::: Data excerpt :::

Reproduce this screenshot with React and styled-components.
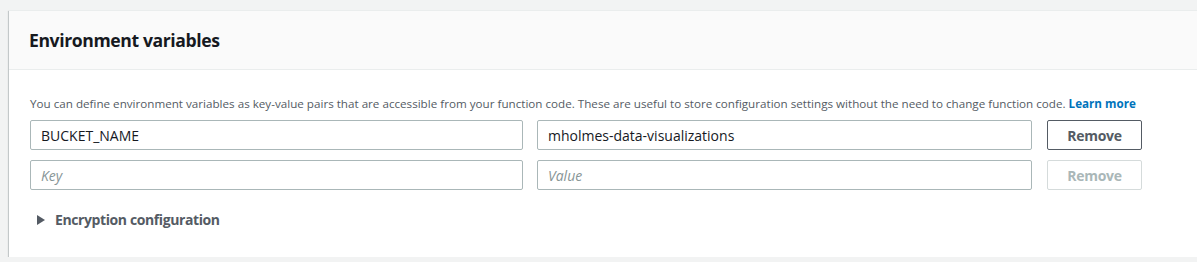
import React from 'react';
import styled, { createGlobalStyle } from 'styled-components';

const GlobalStyle = createGlobalStyle`
  body {
    margin: 0;
    background: #f2f3f3;
    font-family: "Open Sans", "Liberation Sans", sans-serif;
    overflow: hidden;
  }
`;

const Page = styled.div`
  padding: 10px 0 0 9px;
  width: 1220px;
`;

const Panel = styled.section`
  background: #fff;
  border-top: 1px solid #eaeded;
  box-shadow: 0 1px 1px 0 rgba(0, 28, 36, 0.3), 1px 1px 1px 0 rgba(0, 28, 36, 0.15),
    -1px 1px 1px 0 rgba(0, 28, 36, 0.15);
`;

const Header = styled.header`
  display: flex;
  align-items: center;
  height: 58px;
  padding: 0 20px;
  background: #fafafa;
  border-bottom: 1px solid #eaeded;

  h2 {
    margin: 0;
    font-size: 17.6px;
    font-weight: 700;
    color: #16191f;
    letter-spacing: -0.4px;
  }
`;

const Body = styled.div`
  padding: 25px 20px 27px 21px;
`;

const Description = styled.p`
  margin: 0 0 8px;
  font-size: 11.65px;
  line-height: 17px;
  color: #545b64;

  a {
    color: #0073bb;
    font-weight: 700;
    text-decoration: none;
  }
`;

const VarGrid = styled.div`
  display: grid;
  grid-template-columns: 493px 495px 96px;
  column-gap: 14px;
  row-gap: 10px;
`;

const TextInput = styled.input`
  box-sizing: border-box;
  height: 30px;
  width: 100%;
  padding: 0 10px;
  border: 1px solid #aab7b8;
  border-radius: 2px;
  background: #fff;
  font-family: inherit;
  font-size: 14px;
  color: #16191f;
  outline: none;

  &::placeholder {
    color: #879596;
    font-style: italic;
  }
`;

const RemoveButton = styled.button`
  box-sizing: border-box;
  height: 30px;
  margin-left: 1px;
  border: 1px solid ${({ disabled }) => (disabled ? '#d5dbdb' : '#545b64')};
  border-radius: 2px;
  background: #fff;
  font-family: inherit;
  font-size: 14px;
  font-weight: 700;
  letter-spacing: -0.3px;
  color: ${({ disabled }) => (disabled ? '#aab7b8' : '#545b64')};
  cursor: ${({ disabled }) => (disabled ? 'default' : 'pointer')};
`;

const Expander = styled.div`
  display: flex;
  align-items: center;
  gap: 10px;
  margin-top: 20px;
  padding-left: 7px;
  font-size: 14px;
  line-height: 20px;
  font-weight: 700;
  letter-spacing: -0.4px;
  color: #545b64;
`;

const Caret = styled.span`
  width: 0;
  height: 0;
  border-top: 5px solid transparent;
  border-bottom: 5px solid transparent;
  border-left: 8px solid #545b64;
`;

const vars = [
  { key: 'BUCKET_NAME', value: 'mholmes-data-visualizations' },
  { key: '', value: '', empty: true },
];

const App = () => (
  <Page>
    <GlobalStyle />
    <Panel>
      <Header>
        <h2>Environment variables</h2>
      </Header>
      <Body>
        <Description>
          You can define environment variables as key-value pairs that are accessible from your function code. These are
          useful to store configuration settings without the need to change function code. <a href="#">Learn more</a>
        </Description>
        <VarGrid>
          {vars.map((v, i) => (
            <React.Fragment key={i}>
              <TextInput defaultValue={v.key} placeholder="Key" />
              <TextInput defaultValue={v.value} placeholder="Value" />
              <RemoveButton disabled={v.empty}>Remove</RemoveButton>
            </React.Fragment>
          ))}
        </VarGrid>
        <Expander>
          <Caret />
          Encryption configuration
        </Expander>
      </Body>
    </Panel>
  </Page>
);

export default App;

:::

Each line of the data should be quoted exactly, with pictures left out.

Reproduce this screenshot with React and styled-components.
import React from 'react';
import styled, { createGlobalStyle } from 'styled-components';

const GlobalStyle = createGlobalStyle`
  body {
    margin: 0;
    background: #f2f3f3;
    font-family: "Open Sans", "Liberation Sans", sans-serif;
    overflow: hidden;
  }
`;

const Page = styled.div`
  padding: 10px 0 0 9px;
  width: 1220px;
`;

const Panel = styled.section`
  background: #fff;
  border-top: 1px solid #eaeded;
  box-shadow: 0 1px 1px 0 rgba(0, 28, 36, 0.3), 1px 1px 1px 0 rgba(0, 28, 36, 0.15),
    -1px 1px 1px 0 rgba(0, 28, 36, 0.15);
`;

const Header = styled.header`
  display: flex;
  align-items: center;
  height: 58px;
  padding: 0 20px;
  background: #fafafa;
  border-bottom: 1px solid #eaeded;

  h2 {
    margin: 0;
    font-size: 17.6px;
    font-weight: 700;
    color: #16191f;
    letter-spacing: -0.4px;
  }
`;

const Body = styled.div`
  padding: 25px 20px 27px 21px;
`;

const Description = styled.p`
  margin: 0 0 8px;
  font-size: 11.65px;
  line-height: 17px;
  color: #545b64;

  a {
    color: #0073bb;
    font-weight: 700;
    text-decoration: none;
  }
`;

const VarGrid = styled.div`
  display: grid;
  grid-template-columns: 493px 495px 96px;
  column-gap: 14px;
  row-gap: 10px;
`;

const TextInput = styled.input`
  box-sizing: border-box;
  height: 30px;
  width: 100%;
  padding: 0 10px;
  border: 1px solid #aab7b8;
  border-radius: 2px;
  background: #fff;
  font-family: inherit;
  font-size: 14px;
  color: #16191f;
  outline: none;

  &::placeholder {
    color: #879596;
    font-style: italic;
  }
`;

const RemoveButton = styled.button`
  box-sizing: border-box;
  height: 30px;
  margin-left: 1px;
  border: 1px solid ${({ disabled }) => (disabled ? '#d5dbdb' : '#545b64')};
  border-radius: 2px;
  background: #fff;
  font-family: inherit;
  font-size: 14px;
  font-weight: 700;
  letter-spacing: -0.3px;
  color: ${({ disabled }) => (disabled ? '#aab7b8' : '#545b64')};
  cursor: ${({ disabled }) => (disabled ? 'default' : 'pointer')};
`;

const Expander = styled.div`
  display: flex;
  align-items: center;
  gap: 10px;
  margin-top: 20px;
  padding-left: 7px;
  font-size: 14px;
  line-height: 20px;
  font-weight: 700;
  letter-spacing: -0.4px;
  color: #545b64;
`;

const Caret = styled.span`
  width: 0;
  height: 0;
  border-top: 5px solid transparent;
  border-bottom: 5px solid transparent;
  border-left: 8px solid #545b64;
`;

const vars = [
  { key: 'BUCKET_NAME', value: 'mholmes-data-visualizations' },
  { key: '', value: '', empty: true },
];

const App = () => (
  <Page>
    <GlobalStyle />
    <Panel>
      <Header>
        <h2>Environment variables</h2>
      </Header>
      <Body>
        <Description>
          You can define environment variables as key-value pairs that are accessible from your function code. These are
          useful to store configuration settings without the need to change function code. <a href="#">Learn more</a>
        </Description>
        <VarGrid>
          {vars.map((v, i) => (
            <React.Fragment key={i}>
              <TextInput defaultValue={v.key} placeholder="Key" />
              <TextInput defaultValue={v.value} placeholder="Value" />
              <RemoveButton disabled={v.empty}>Remove</RemoveButton>
            </React.Fragment>
          ))}
        </VarGrid>
        <Expander>
          <Caret />
          Encryption configuration
        </Expander>
      </Body>
    </Panel>
  </Page>
);

export default App;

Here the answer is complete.